DATA SEGMENT:
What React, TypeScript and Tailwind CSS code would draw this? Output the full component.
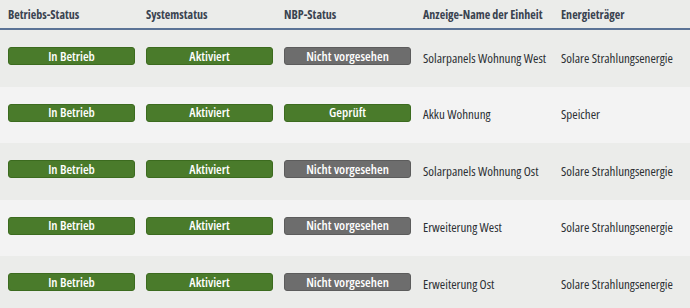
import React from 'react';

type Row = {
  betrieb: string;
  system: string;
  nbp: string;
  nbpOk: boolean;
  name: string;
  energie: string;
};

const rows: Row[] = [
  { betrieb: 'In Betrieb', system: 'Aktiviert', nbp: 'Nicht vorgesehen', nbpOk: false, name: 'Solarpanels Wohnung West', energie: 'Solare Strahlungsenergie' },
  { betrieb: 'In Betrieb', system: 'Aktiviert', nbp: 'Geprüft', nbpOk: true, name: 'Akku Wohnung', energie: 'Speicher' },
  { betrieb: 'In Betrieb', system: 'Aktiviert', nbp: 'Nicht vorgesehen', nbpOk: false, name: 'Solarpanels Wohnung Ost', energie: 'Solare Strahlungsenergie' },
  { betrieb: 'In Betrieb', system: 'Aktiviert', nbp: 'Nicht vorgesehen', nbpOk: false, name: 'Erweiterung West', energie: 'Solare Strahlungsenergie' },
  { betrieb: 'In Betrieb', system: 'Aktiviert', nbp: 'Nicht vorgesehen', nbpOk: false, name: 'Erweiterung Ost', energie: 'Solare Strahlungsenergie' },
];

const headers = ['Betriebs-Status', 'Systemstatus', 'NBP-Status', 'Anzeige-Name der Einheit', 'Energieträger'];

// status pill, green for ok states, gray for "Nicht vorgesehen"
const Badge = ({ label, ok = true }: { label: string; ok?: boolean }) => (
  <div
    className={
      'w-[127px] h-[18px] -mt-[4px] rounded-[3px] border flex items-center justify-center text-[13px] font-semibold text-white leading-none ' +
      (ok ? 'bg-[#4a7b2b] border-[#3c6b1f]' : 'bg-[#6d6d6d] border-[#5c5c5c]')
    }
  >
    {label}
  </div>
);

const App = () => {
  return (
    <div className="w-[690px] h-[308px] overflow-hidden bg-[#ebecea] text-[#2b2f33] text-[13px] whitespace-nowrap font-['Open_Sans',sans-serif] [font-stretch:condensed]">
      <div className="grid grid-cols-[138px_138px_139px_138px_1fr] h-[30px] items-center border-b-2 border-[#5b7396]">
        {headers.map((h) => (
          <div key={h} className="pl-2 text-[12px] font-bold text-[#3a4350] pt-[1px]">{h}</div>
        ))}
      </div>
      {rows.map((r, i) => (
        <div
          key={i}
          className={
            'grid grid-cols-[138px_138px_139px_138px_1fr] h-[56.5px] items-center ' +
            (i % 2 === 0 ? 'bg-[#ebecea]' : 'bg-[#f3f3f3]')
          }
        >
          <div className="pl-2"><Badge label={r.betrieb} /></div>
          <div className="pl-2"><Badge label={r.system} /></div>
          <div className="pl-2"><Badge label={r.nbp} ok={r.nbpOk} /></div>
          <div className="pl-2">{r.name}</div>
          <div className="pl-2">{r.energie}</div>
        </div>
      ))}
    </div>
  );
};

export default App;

PROBLEM: Make an exact reproduction of the listing above, without any pictures.

ANSWER FOR THE TASK:
What React, TypeScript and Tailwind CSS code would draw this? Output the full component.
import React from 'react';

type Row = {
  betrieb: string;
  system: string;
  nbp: string;
  nbpOk: boolean;
  name: string;
  energie: string;
};

const rows: Row[] = [
  { betrieb: 'In Betrieb', system: 'Aktiviert', nbp: 'Nicht vorgesehen', nbpOk: false, name: 'Solarpanels Wohnung West', energie: 'Solare Strahlungsenergie' },
  { betrieb: 'In Betrieb', system: 'Aktiviert', nbp: 'Geprüft', nbpOk: true, name: 'Akku Wohnung', energie: 'Speicher' },
  { betrieb: 'In Betrieb', system: 'Aktiviert', nbp: 'Nicht vorgesehen', nbpOk: false, name: 'Solarpanels Wohnung Ost', energie: 'Solare Strahlungsenergie' },
  { betrieb: 'In Betrieb', system: 'Aktiviert', nbp: 'Nicht vorgesehen', nbpOk: false, name: 'Erweiterung West', energie: 'Solare Strahlungsenergie' },
  { betrieb: 'In Betrieb', system: 'Aktiviert', nbp: 'Nicht vorgesehen', nbpOk: false, name: 'Erweiterung Ost', energie: 'Solare Strahlungsenergie' },
];

const headers = ['Betriebs-Status', 'Systemstatus', 'NBP-Status', 'Anzeige-Name der Einheit', 'Energieträger'];

// status pill, green for ok states, gray for "Nicht vorgesehen"
const Badge = ({ label, ok = true }: { label: string; ok?: boolean }) => (
  <div
    className={
      'w-[127px] h-[18px] -mt-[4px] rounded-[3px] border flex items-center justify-center text-[13px] font-semibold text-white leading-none ' +
      (ok ? 'bg-[#4a7b2b] border-[#3c6b1f]' : 'bg-[#6d6d6d] border-[#5c5c5c]')
    }
  >
    {label}
  </div>
);

const App = () => {
  return (
    <div className="w-[690px] h-[308px] overflow-hidden bg-[#ebecea] text-[#2b2f33] text-[13px] whitespace-nowrap font-['Open_Sans',sans-serif] [font-stretch:condensed]">
      <div className="grid grid-cols-[138px_138px_139px_138px_1fr] h-[30px] items-center border-b-2 border-[#5b7396]">
        {headers.map((h) => (
          <div key={h} className="pl-2 text-[12px] font-bold text-[#3a4350] pt-[1px]">{h}</div>
        ))}
      </div>
      {rows.map((r, i) => (
        <div
          key={i}
          className={
            'grid grid-cols-[138px_138px_139px_138px_1fr] h-[56.5px] items-center ' +
            (i % 2 === 0 ? 'bg-[#ebecea]' : 'bg-[#f3f3f3]')
          }
        >
          <div className="pl-2"><Badge label={r.betrieb} /></div>
          <div className="pl-2"><Badge label={r.system} /></div>
          <div className="pl-2"><Badge label={r.nbp} ok={r.nbpOk} /></div>
          <div className="pl-2">{r.name}</div>
          <div className="pl-2">{r.energie}</div>
        </div>
      ))}
    </div>
  );
};

export default App;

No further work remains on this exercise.